Friday, June 26, 2009

Levelized Costs of New Electric Generating Technologies - EIA

Just wanted to bring to your attention probably one of the best, most complete, and credible sets of data on new power plant costs I've come across so far. The data comes from the Energy Information Administration's Annual Energy Outlook 2009 and the chart and table below were created by the Institute for Energy Research. The only other source I've seen that comes close to a credible comparison on cost data is Lazard (pdf).

In the past, I hardly used EIA's cost data much, partly because their capital cost estimates for nuclear were always too low (the estimates are much more realistic this edition), but mostly because they only presented their cost assumptions that feed into the NEMS model (pdf). They never showed a levelized, unsubsidized, balanced set of cost data for nearly all technologies. Here's IER's explanation of the data:

To determine the most economic technology for the type of demand (base, intermediate, or peaking load) for which new capacity is needed, NEMS competes the technologies based on the economics of their levelized costs. Levelized costs represent the present value of the total cost of building and operating a generating plant over its financial life, converted to equal annual payments and amortized over expected annual generation from an assumed duty cycle.

The table below provides the average national levelized costs for the generating technologies represented in the updated AEO2009 reference case. The values shown in the table do not include financial incentives such as state or federal tax credits, which impact the cost and the competitiveness of the technology. These incentives, however, are incorporated in the evaluation of the technologies in NEMS based on current laws and regulations in effect at the time of the modeling exercise, as well as regional differences in the cost and performance of the technology, such as labor rates and availability of wind or sun resources.

Below are IER's chart and table. I'd say the results speak for themselves. Hat tip to Charles Barton!


gunter said...


You neglect to also point out the June 25, 2009 Moody's Special Comment "New Nuclear Generation: Ratings Pressure Increasing," whose summary includes:

"Moody's is considering taking a more negative view for those issuers seeking to build new nuclear power plants."

"Historically, most nuclear-building utilities suffered ratings downgrades-and sometimes several-while building these facilities" (that's putting it mildly)

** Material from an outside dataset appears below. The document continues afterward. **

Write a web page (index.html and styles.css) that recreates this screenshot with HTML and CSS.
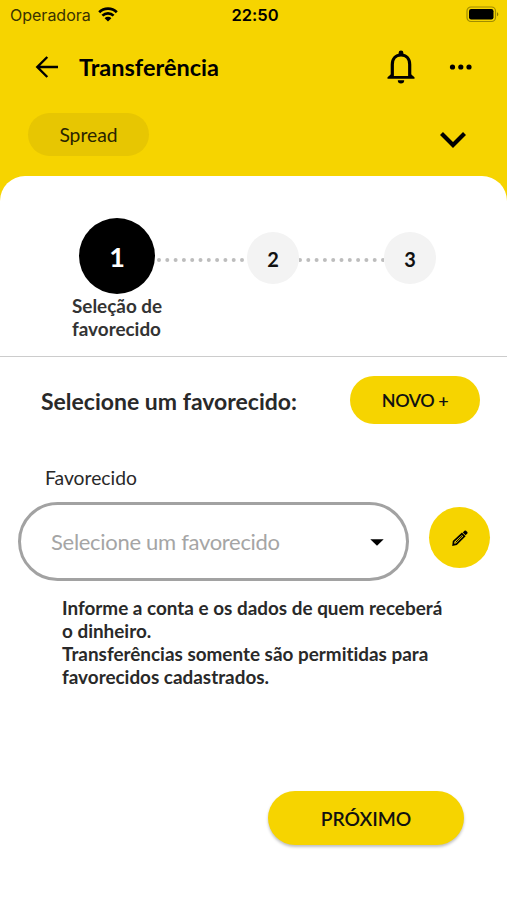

"Progress continues slowly on Federal Loan Guarantees, which will provide a lower cost source of funding but will only modestly mitigate increasing business and operating risk profile" (back to the quagmire)

A same day New York Business Wire story confirms Moody's financial analyses with Fitch Ratings taking SCANA & its subsidiaries down a credit notch because of the all-in cost uncertainty for new nukes (I mean nobody admittedly knows how much the cost overruns will most certainly be).

Fitch reports "The downgrades are driven by the financial pressure and increased business risk from SCE&G's plans to construct and finance two nuclear generating units for service in 2016 and 2019, respectively, and a decline in credit quality measures over the past 18 months."

Onward into the fog...

perdajz said...


You can't come up with a less credible source than the ratings agencies. They're done. Forget about it. After the mortgage backed security fiasco, their opinions are to be taken with a grain of salt.

They don't have the expertise to understand nuclear power and its risks, which are much more arcane and esoteric things than are MBS or CDO-squared. People who can't value default probability of a simple thing like a mortgage are now assessing nuclear power risk and projecting it decades into the future? Give me a break.

Arvid said...

So, what lifetimes and more importantly, interest rates do the EIA use to get these numbers?

Cheaper capital, which results from loan guarantees or regulated markets, should markedly lower the cost of nuclear, and even more so wind, compared to coal and especially gas.


gmax137 said...

I too, wonder about the assumed lifetimes. What's the effect on the levelized cost if the actual lifetime turns out to be 60 or 80 years rather than the original 40 year 'design' value?

Anonymous said...

Kill the messenger...Just badmouthing the ratings services isn't going to get you financing.

Anonymous said...

A rating agency worth it's salt would take a much more negative view of any firm proposing something like wind or solar generation, which, by it's nature, is a much more risky proposition than nuclear. You're talking huge capital costs for an energy source that averages in the range of 25% capacity factor. Who in their right minds would want to invest in something that in effect doesn't operate three out of every four days? Anyone who would consider constructing an income-generating asset that has 75% idle time has got to have their heads in a dark, smelly place.